A companion bill, the Digital Accountability and Transparency Act of 2014 (S. 994; 113th Congress), passed in both the House and the Senate.

==Debate and discussion==
According to the Data Transparency Coalition, the Digital Accountability and Transparency Act of 2013 "will standardize and publish the U.S. government's wide variety of reports and data compilations related to financial management, procurement, and assistance. Better transparency, more effective federal management, and cheaper compliance will be the results." The Coalition argues that the legislation will make it possible for members of the public and watchdog organizations to track taxpayer money as it is appropriated, sent to agencies, and spent.

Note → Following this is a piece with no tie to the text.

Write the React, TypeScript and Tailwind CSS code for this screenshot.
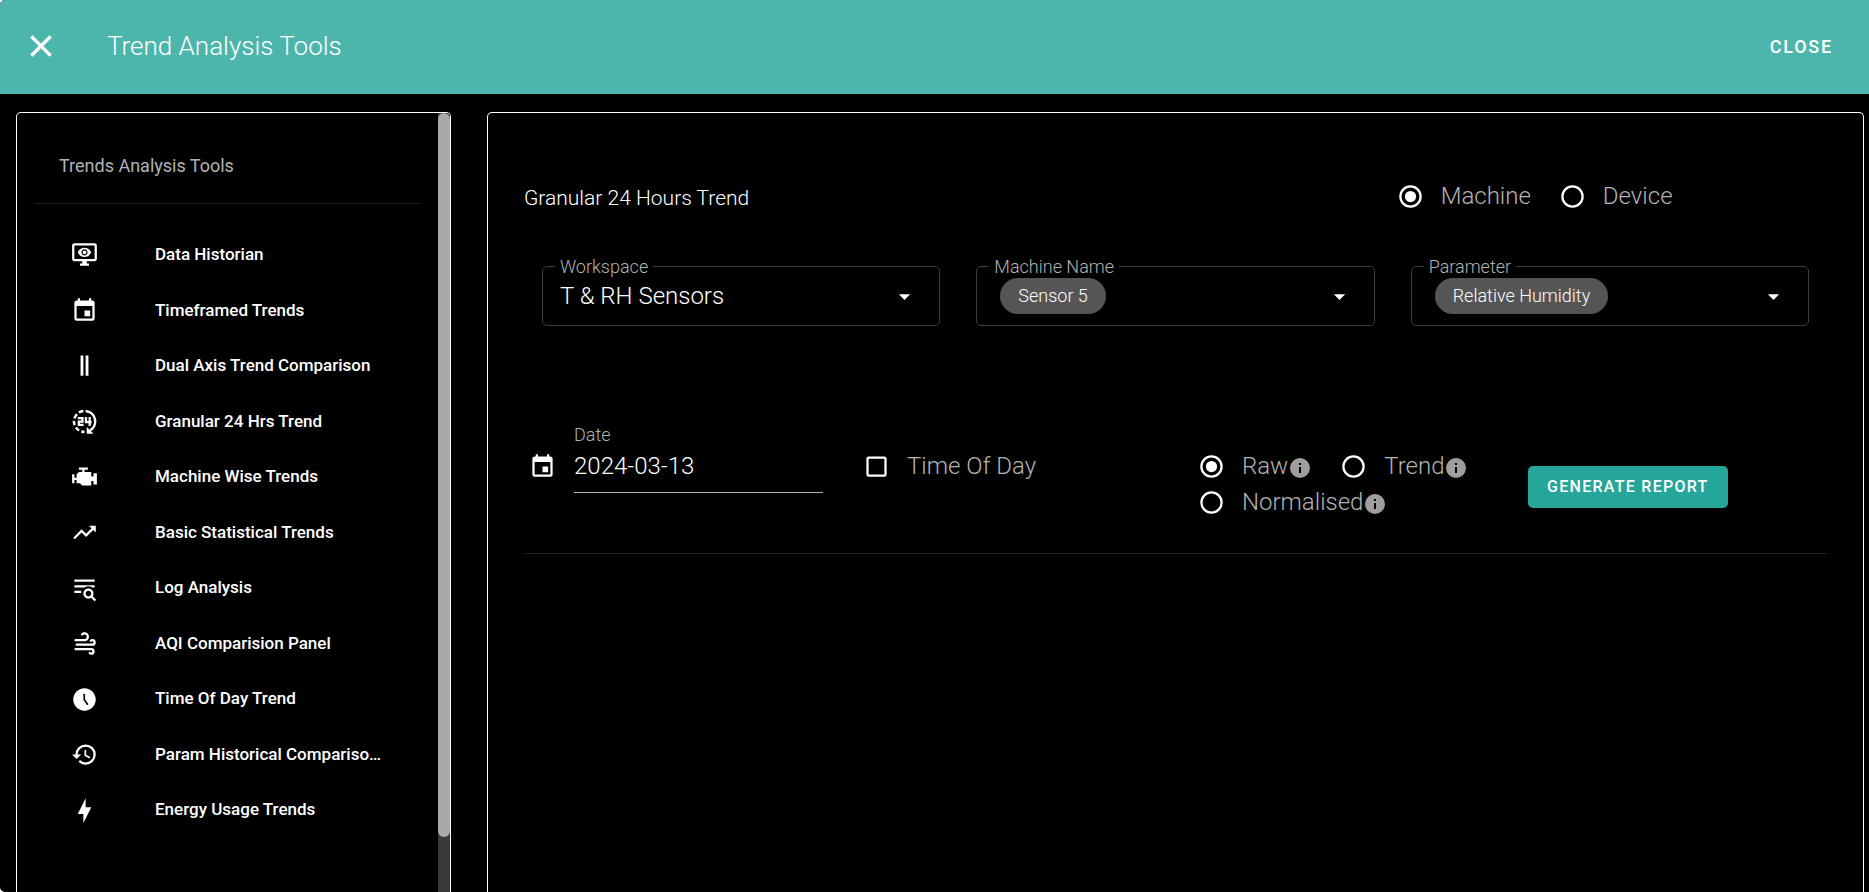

The American Institute of Certified Public Accountants (AICPA) wrote a letter supporting provisions of the DATA Act that would amend the Federal Funding Accountability and Transparency Act of 2006. They believe the act "appropriately specifies a financial data reporting standard that Federal agencies can implement using a currently available nonproprietary computer language. Ultimately, the benefits of using data standards to tag financial data will enhance the accuracy and transparency of financial and performance information." The data standard being discussed was XBRL (eXtensible Business Reporting Language), which AICPA approves of.

Trey Hodgkins of TechAmerica published an opinion article about the bill on September 23, 2013, mentioning specific areas his organization felt needed improvement. Those areas included more specificity about who was responsible for certain reports, concerns that "a user can identify trends and themes in the data to determine the U.S. government's plans," a lack of legal citation references, and odd timing on the pilot program relative to the other provisions.